The complainant was awarded €2,800 by way of loss of earnings (liable to PAYE/PRSI) and to €12,000 by way of compensation.
Why is this case of interest?
- It contains a useful consideration of the identification of when discrimination could have occurred when considering the timeliness of a complaint.
Read the full case here:
http://www.labourcourt.ie/en/Equality_Tribunal_Import/Database-of-Decisions/Temp_Files/DEC-E2014-009.pdf
Labour Court Determination EDA146, Apparel Supply Solutions Ltd., (formerly Teamkit Ltd.)
Issues: S83 Appeal of Equality Tribunal Decision, discriminatory treatment, discriminatory dismissal, race ground
The complainant had appealed the Decision of the Equality Tribunal that had not upheld her complaints of discriminatory treatment by her employer. Her claim in respect of dismissal had been heard and decided by the EAT and she was awarded €7,500. The Labour Court found that by operation of section 101(4)(c) she was estopped from seeking redress under both Acts and consequently the Court had no jurisdiction to hear that part of her claim.
The Court considered section 77(5) and indicated that the effect of that provision is that redress can be sought only in respect of occurrences during the six months prior to the date of receipt of the complaint by the Equality Tribunal unless a continuum of events is what is at issue. The Tribunal had received the complaint on 4 August 2010. The Court states that “other than her dismissal there were no alleged acts during the period 5 February 2010 and the date of her dismissal 10 May 2010. This follows the Hurley v Cork VEC EDA1123 Determination.
As there were no impugned incidents, other than the dismissal which was estopped as above, during the six months prior to her lodging her claim the Court could not uphold her claim. However, the Court also considered the allegations made by the complainant and stated that as no evidence was produced to substantiate the complainant’s assertions or suppositions she had failed to establish a prima facie case of discrimination. The Court concurred with the findings and Decision of the Equality Officer and the complainant’s appeal failed.

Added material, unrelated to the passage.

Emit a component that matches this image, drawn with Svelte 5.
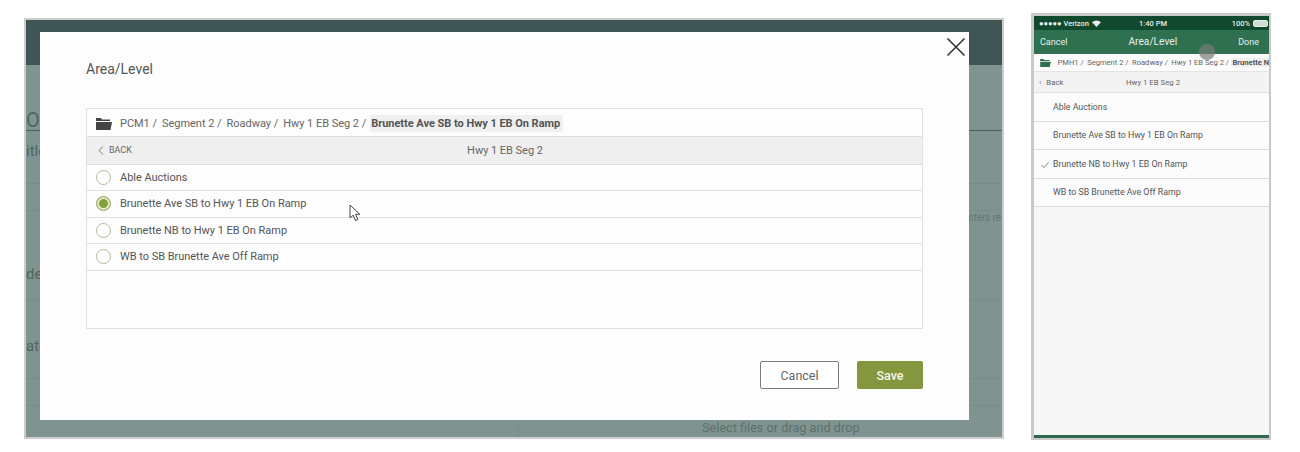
<script>
  const trail = ['PCM1', 'Segment 2', 'Roadway', 'Hwy 1 EB Seg 2'];
  const phoneTrail = ['PMH1', 'Segment 2', 'Roadway', 'Hwy 1 EB Seg 2'];
  const areas = [
    'Able Auctions',
    'Brunette Ave SB to Hwy 1 EB On Ramp',
    'Brunette NB to Hwy 1 EB On Ramp',
    'WB to SB Brunette Ave Off Ramp'
  ];
  let selected = 1;
  let phoneSelected = 2;
</script>

<div class="page">
  <div class="desktop">
    <div class="bg-top"></div>
    <div class="bg-row heading">OI</div>
    <div class="bg-row title-row">itle</div>
    <div class="bg-row short"></div>
    <div class="bg-row desc"><span>de</span><em>cters re</em></div>
    <div class="bg-row date">ate</div>
    <div class="bg-row short"></div>
    <div class="bg-row files"><i></i><span>Select files or drag and drop</span></div>

    <div class="modal">
      <h2>Area/Level</h2>
      <div class="picker">
        <div class="crumbs">
          <svg class="folder" width="16" height="12" viewBox="0 0 16 12">
            <path d="M0 0h5l1 1.500h8v1.500H0z" fill="#444" />
            <path d="M0 4h16l-1.500 8H0z" fill="#444" />
          </svg>
          {#each trail as part}
            <span class="part">{part} /</span>
          {/each}
          <b>Brunette Ave SB to Hwy 1 EB On Ramp</b>
        </div>
        <div class="back-row">
          <span class="back">
            <svg width="6" height="9" viewBox="0 0 6 9"><path d="M5 .5 1 4.500 5 8.500" fill="none" stroke="#777" /></svg>
            BACK
          </span>
          <span class="current">Hwy 1 EB Seg 2</span>
        </div>
        {#each areas as area, i}
          <div class="area">
            <span class="radio" class:on={i === selected}></span>
            {area}
          </div>
        {/each}
      </div>
      <div class="actions">
        <button class="cancel">Cancel</button>
        <button class="save">Save</button>
      </div>
      <svg class="close" width="20" height="20" viewBox="0 0 20 20">
        <path d="M1.500 1.500 18.500 18.500M18.500 1.500 1.500 18.500" stroke="#333" stroke-width="1.600" fill="none" />
      </svg>
      <svg class="pointer" width="12" height="18" viewBox="0 0 12 18">
        <path d="M1 1v13l3.200-2.800 2.300 5.300 2.300-1-2.300-5.200h4.300z" fill="#fff" stroke="#444" />
      </svg>
    </div>
  </div>

  <div class="phone">
    <div class="status">
      <span class="carrier">
        ●●●●● Verizon
        <svg width="9" height="7" viewBox="0 0 9 7"><path d="M0 2.200a6.500 6.500 0 0 1 9 0L4.500 7z" fill="#e8efe9" /></svg>
      </span>
      <span class="time">1:40 PM</span>
      <span class="battery">
        100%
        <i><u></u></i>
      </span>
    </div>
    <div class="nav">
      <span>Cancel</span>
      <strong>Area/Level</strong>
      <span>Done</span>
    </div>
    <div class="phone-crumbs">
      <svg width="11" height="8" viewBox="0 0 16 12">
        <path d="M0 0h5l1 1.500h8v1.500H0z" fill="#2f7050" />
        <path d="M0 4h16l-1.500 8H0z" fill="#2f7050" />
      </svg>
      {#each phoneTrail as part}
        <span>{part} /</span>
      {/each}
      <b>Brunette N</b>
    </div>
    <div class="phone-back">
      <span class="pb"><small>‹</small> Back</span>
      <span class="pc">Hwy 1 EB Seg 2</span>
    </div>
    {#each areas as area, i}
      <div class="phone-area">
        {#if i === phoneSelected}
          <svg class="tick" width="8" height="6" viewBox="0 0 8 6"><path d="M.5 3 3 5.500 7.500 .5" fill="none" stroke="#666" stroke-width=".8" /></svg>
        {/if}
        {area}
      </div>
    {/each}
    <div class="phone-fill"></div>
    <div class="phone-bar"></div>
    <span class="touch"></span>
  </div>
</div>

<style>
  :global(body) {
    margin: 0;
    background: #fff;
  }

  .page {
    display: flex;
    align-items: flex-start;
    gap: 27px;
    width: 1300px;
    height: 452px;
    box-sizing: border-box;
    padding: 13px 0 0 24px;
    font-family: Roboto, sans-serif;
    color: #555;
    overflow: hidden;
  }

  .desktop {
    position: relative;
    width: 980px;
    height: 421px;
    margin-top: 5px;
    box-sizing: border-box;
    border: 2px solid #ccc;
    background: #7f9490;
    overflow: hidden;
    display: flex;
    flex-direction: column;
  }

  .bg-top {
    height: 45px;
    flex-shrink: 0;
    background: #3f5654;
  }

  .bg-row {
    flex-shrink: 0;
    border-bottom: 1px solid #71858180;
    color: #4f6360;
    font-size: 14px;
    white-space: nowrap;
  }

  .heading {
    height: 65px;
    border-bottom: 1px solid #4b605d;
    font-size: 20px;
    line-height: 110px;
  }

  .title-row {
    height: 52px;
    line-height: 40px;
    font-size: 15px;
  }

  .short {
    height: 26px;
  }

  .desc {
    height: 88px;
    display: flex;
    justify-content: space-between;
  }

  .desc span {
    margin-top: 13px;
    font-size: 15px;
    line-height: 100px;
  }

  .desc em {
    height: 14px;
    font-size: 10px;
    line-height: 14px;
    padding-right: 1px;
    color: #5f7571;
  }

  .date {
    height: 78px;
    line-height: 92px;
    font-size: 15px;
  }

  .files {
    flex: 1;
    display: flex;
    border: 0;
    font-size: 12.700px;
    line-height: 44px;
    color: #5b706c;
  }

  .files i {
    width: 1px;
    margin: 14px 183px 0 492px;
    background: #71858180;
  }

  .modal {
    position: absolute;
    left: 14px;
    top: 12px;
    width: 929px;
    height: 388px;
    box-sizing: border-box;
    padding: 27px 46px 0;
    background: #fdfdfd;
  }

  h2 {
    margin: 0 0 29px;
    font-size: 14px;
    font-weight: 400;
    line-height: 20px;
    color: #555;
  }

  .picker {
    height: 221px;
    box-sizing: border-box;
    border: 1px solid #e0e0e0;
    font-size: 11px;
    letter-spacing: -0.03px;
  }

  .crumbs {
    display: flex;
    align-items: center;
    gap: 5px;
    height: 25px;
    padding: 2px 0 0 9px;
    border-bottom: 1px solid #dcdcdc;
    color: #666;
  }

  .folder {
    margin-right: 3px;
  }

  .crumbs b {
    margin-left: -1px;
    padding: 2px 3px 2px 1px;
    background: #f0f0f0;
    color: #555;
    font-weight: 700;
  }

  .back-row {
    position: relative;
    display: flex;
    align-items: center;
    justify-content: center;
    height: 26.500px;
    background: #efefef;
    border-bottom: 1px solid #dcdcdc;
  }

  .back {
    position: absolute;
    left: 11px;
    display: flex;
    align-items: center;
    gap: 5px;
    font-size: 9px;
    color: #666;
  }

  .current {
    margin-left: 1px;
    color: #666;
  }

  .area {
    display: flex;
    align-items: center;
    height: 25.500px;
    padding-left: 9px;
    border-bottom: 1px solid #e0e0e0;
    color: #555;
  }

  .radio {
    width: 15px;
    height: 15px;
    box-sizing: border-box;
    margin-right: 9px;
    border: 1.500px solid #b7b89a;
    border-radius: 50%;
    background: #fff;
  }

  .radio.on {
    background: #84a03c;
    box-shadow: inset 0 0 0 2px #e4ecd2;
    border-color: #9fb36a;
  }

  .actions {
    display: flex;
    justify-content: flex-end;
    gap: 18px;
    margin-top: 32px;
  }

  button {
    height: 28px;
    box-sizing: border-box;
    border-radius: 2px;
    font: 500 12.500px Roboto, sans-serif;
  }

  .cancel {
    width: 79px;
    background: #fff;
    border: 1px solid #7d7d7d;
    color: #666;
    font-weight: 400;
  }

  .save {
    width: 66px;
    background: #84973f;
    border: 0;
    color: #f4f6ea;
  }

  .close {
    position: absolute;
    left: 906px;
    top: 5px;
  }

  .pointer {
    position: absolute;
    left: 309px;
    top: 172px;
  }

  .phone {
    position: relative;
    width: 240px;
    height: 427px;
    box-sizing: border-box;
    border-style: solid;
    border-color: #c9c9c9;
    border-width: 3px 2px 2px 3px;
    background: #f7f7f7;
    display: flex;
    flex-direction: column;
    overflow: hidden;
    font-size: 8.800px;
  }

  .status {
    display: flex;
    align-items: center;
    justify-content: space-between;
    height: 14px;
    flex-shrink: 0;
    padding: 0 1px 0 5px;
    background: #10492e;
    color: #e8efe9;
    font-size: 7.500px;
    font-weight: 500;
  }

  .carrier {
    display: flex;
    align-items: center;
    gap: 3px;
    width: 100px;
  }

  .time {
    flex: 1;
  }

  .battery {
    display: flex;
    align-items: center;
    gap: 3px;
  }

  .battery i {
    width: 15px;
    height: 7px;
    box-sizing: border-box;
    border: 1px solid #e8efe9;
    border-radius: 2px;
    display: block;
  }

  .battery u {
    display: block;
    height: 100%;
    background: #cfdcd3;
  }

  .nav {
    display: flex;
    align-items: center;
    justify-content: space-between;
    height: 24px;
    flex-shrink: 0;
    padding: 0 10px 0 6px;
    background: #2f7050;
    color: #e6efe9;
    font-size: 9px;
  }

  .nav strong {
    font-size: 10.200px;
    font-weight: 400;
    transform: translateY(-1px);
  }

  .phone-crumbs {
    display: flex;
    align-items: center;
    gap: 3.500px;
    height: 18px;
    flex-shrink: 0;
    padding-left: 6px;
    white-space: nowrap;
    font-size: 7.600px;
    color: #666;
    border-bottom: 1px solid #e4e4e4;
    background: #fbfbfb;
    box-sizing: border-box;
  }

  .phone-crumbs svg {
    margin-right: 3px;
    flex-shrink: 0;
  }

  .phone-crumbs span {
    flex-shrink: 0;
  }

  .phone-crumbs b {
    margin-left: -1px;
    padding-left: 1px;
    background: #efefef;
    color: #555;
    flex-shrink: 0;
  }

  .phone-back {
    display: flex;
    align-items: center;
    height: 21px;
    flex-shrink: 0;
    padding-left: 5px;
    background: #f3f3f3;
    border-bottom: 1px solid #e0e0e0;
    box-sizing: border-box;
    color: #666;
    font-size: 7.800px;
  }

  .pb {
    width: 87px;
  }

  .pb small {
    margin-right: 3px;
    font-size: 8px;
  }

  .phone-area {
    position: relative;
    display: flex;
    align-items: center;
    height: 28.500px;
    flex-shrink: 0;
    box-sizing: border-box;
    padding-left: 19px;
    background: #fcfcfc;
    border-bottom: 1px solid #dcdcdc;
    color: #555;
  }

  .tick {
    position: absolute;
    left: 7px;
    top: 12px;
  }

  .phone-fill {
    flex: 1;
  }

  .phone-bar {
    height: 3px;
    flex-shrink: 0;
    background: #2f6a50;
  }

  .touch {
    position: absolute;
    left: 165px;
    top: 28px;
    width: 16px;
    height: 16px;
    border-radius: 50%;
    background: rgba(120, 125, 120, 0.7);
  }
</style>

Why is this case of interest
- It is a reminder that an incident that occurred within the six months prior to the lodgment of the complaint must be found discriminatory before older incidents will be addressed to establish they are connected.
- It is also a reminder that the fact that a complainant falls within the definition of one or more of the grounds is insufficient to establish a prima facie case of discrimination. Even where, in addition, adverse treatment is established there must be some link or nexus between the ground and the treatment.